L'ulteriore elemento al quale ci troviamo di fronte oggi va addirittura oltre il rafforzamento del processo integrativo. Come dimostra l'azione di Starmer, che per retaggio insieme anglosassone e laburista sta divenendo, insieme a Macron, una guida politica per il continente Europa, il processo di un patto per l'autonomia, condivisione e razionalizzazione potrà varcare i limiti dell'Unione, insieme a partner che condividono, oltre ai più importanti valori liberaldemocratici, la portata globale della partita.

Ciò messo in fila, i trend economici, politici - intesi nel senso di diffusione e opportunità democratiche - e, ancora, demografici sono comunque dalla parte degli europei, e vanno colti adesso.
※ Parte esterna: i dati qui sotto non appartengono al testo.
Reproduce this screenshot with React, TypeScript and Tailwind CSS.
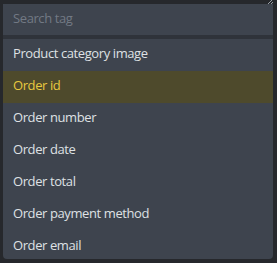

Davanti al bullismo diplomatico di matrice trumpista, si ha la sensazione che l'amministrazione americana stia riuscendo nell'impresa che aspettavamo da tre anni: unire davvero tutti nel fronte ucraino pro-Zelensky, dove culture politiche anche molto diverse trovano una certa continuità e una sintesi sostanziale, pur partendo da prospettive non sempre coincidenti.

Il velo truffaldino della "guerra per procura" è finalmente squarciato, lo Zelensky "burattino" è superato, davanti a un coraggio divenuto innegabile, che evoca uno stile churchilliano per rettitudine e nettezza, dove il ribaltamento analitico fa apparire piuttosto il presidente americano quello gestito e compromesso - nel caso di specie, dalle fibre tentacolari della piovra putiniana.

La negoziazione dello strozzino falso-pacifista deve arrendersi alle evidenze di un popolo eroico, che lotta per libertà, democrazia, pace giusta e stato di diritto da tre anni, con una guida che merita tutta la stima possibile degli uomini liberi, per i quali questi valori continuano a valere più di tutto il resto.

Di fronte alla messa in discussione di ottant'anni di atlantismo, alla tristezza e la delusione per la perdita del baluardo-riferimento valoriale americano, policy e decision makers europei tutti dovrebbero accompagnare un sentimento di esaltazione per le infinite possibilità di scrivere nuove pagine mai raggiunte, elettrizzati dall'idea di costruire finalmente l'Europa, insieme agli ucraini, non solo per gli ucraini, ma anche per se stessi.